= WORK TO BE COMPLETED =
Report how many lines hold the string "styles". Give the number and nothing else.

──────── SUPPLIED INFORMATION ────────

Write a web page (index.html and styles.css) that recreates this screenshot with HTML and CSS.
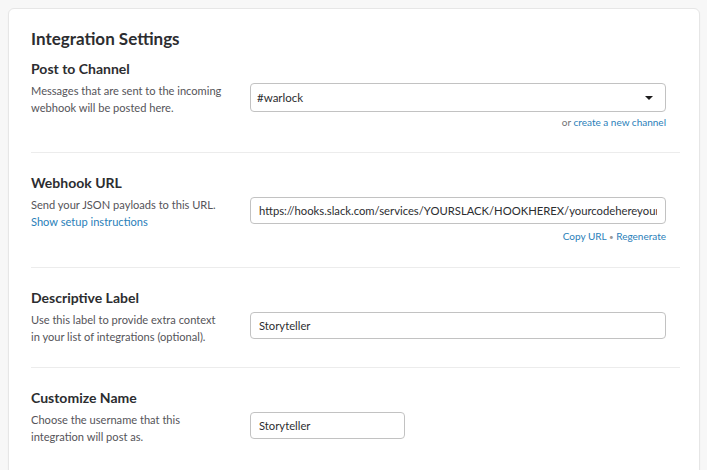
FILE: index.html
```html
<!DOCTYPE html>
<html lang="en">
<head>
<meta charset="utf-8">
<title>Integration Settings</title>
<link rel="stylesheet" href="styles.css">
</head>
<body>
<div class="page">
  <div class="card">
    <h1 class="title">Integration Settings</h1>

    <section class="section section-first">
      <h2 class="heading">Post to Channel</h2>
      <div class="row">
        <p class="desc">Messages that are sent to the incoming webhook will be posted here.</p>
        <div class="field">
          <div class="select"><span>#warlock</span><span class="caret"></span></div>
          <div class="links links-tight"><span class="muted">or</span> <a class="link" href="#">create a new channel</a></div>
        </div>
      </div>
    </section>

    <section class="section">
      <h2 class="heading">Webhook URL</h2>
      <div class="row">
        <p class="desc">Send your JSON payloads to this URL.<br><a class="link" href="#">Show setup instructions</a></p>
        <div class="field">
          <input class="input" type="text" value="https://hooks.slack.com/services/YOURSLACK/HOOKHEREX/yourcodehereyourcodehere">
          <div class="links"><a class="link" href="#">Copy URL</a> <span class="dot">•</span> <a class="link" href="#">Regenerate</a></div>
        </div>
      </div>
    </section>

    <section class="section">
      <h2 class="heading">Descriptive Label</h2>
      <div class="row">
        <p class="desc">Use this label to provide extra context in your list of integrations (optional).</p>
        <div class="field">
          <input class="input" type="text" value="Storyteller">
        </div>
      </div>
    </section>

    <section class="section section-last">
      <h2 class="heading">Customize Name</h2>
      <div class="row">
        <p class="desc">Choose the username that this integration will post as.</p>
        <div class="field">
          <input class="input input-short" type="text" value="Storyteller">
        </div>
      </div>
    </section>
  </div>
</div>
</body>
</html>
```

FILE: styles.css
```css
* { box-sizing: border-box; }

html, body {
  margin: 0;
  padding: 0;
  background: #f7f7f7;
  font-family: Lato, "Open Sans", "Liberation Sans", sans-serif;
  color: #2c2d30;
  overflow: hidden;
}

.page {
  padding: 8px 7px 0 8px;
}

.card {
  width: 692px;
  background: #ffffff;
  border: 1px solid #e6e6e6;
  border-radius: 6px;
  box-shadow: 0 1px 2px rgba(0, 0, 0, 0.03);
  padding: 18px 19px 40px 22px;
}

.title {
  margin: 0 0 8px 0;
  font-size: 17px;
  line-height: 24px;
  font-weight: 700;
  color: #2c2d30;
}

.section {
  padding: 20px 0 22px 0;
  border-bottom: 1px solid #ececec;
}

.section-first {
  padding-top: 0;
}

.section-last {
  border-bottom: none;
}

.heading {
  margin: 0 0 4px 0;
  font-size: 14px;
  line-height: 20px;
  font-weight: 700;
  color: #2c2d30;
}

.row {
  display: flex;
  align-items: flex-start;
}

.desc {
  width: 219px;
  flex-shrink: 0;
  margin: 0;
  font-size: 11.1px;
  line-height: 16.5px;
  color: #555459;
  padding-right: 25px;
}

.field {
  width: 416px;
  display: flex;
  flex-direction: column;
}

.select {
  height: 29px;
  border: 1px solid #c2c2c2;
  border-radius: 4px;
  background: #fff;
  display: flex;
  align-items: center;
  justify-content: space-between;
  padding: 0 12px 0 6px;
  font-size: 11.5px;
  color: #2c2d30;
}

.caret {
  width: 0;
  height: 0;
  border-left: 4px solid transparent;
  border-right: 4px solid transparent;
  border-top: 4px solid #1d1c1d;
  margin-top: 1px;
}

.input {
  height: 27px;
  width: 100%;
  border: 1px solid #c2c2c2;
  border-radius: 4px;
  background: #fff;
  padding: 0 8px;
  font-family: inherit;
  font-size: 11.25px;
  color: #2c2d30;
  outline: none;
  margin: 0;
}

.input-short {
  width: 155px;
}

.links {
  margin-top: 4px;
  text-align: right;
  font-size: 10px;
  line-height: 16px;
}

.links-tight {
  margin-top: 2px;
}

.link {
  color: #2a80b9;
  text-decoration: none;
}

.muted {
  color: #717274;
}

.dot {
  color: #9a9a9a;
  font-size: 8px;
}
```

────────

= THE COMPLETED TASK =
3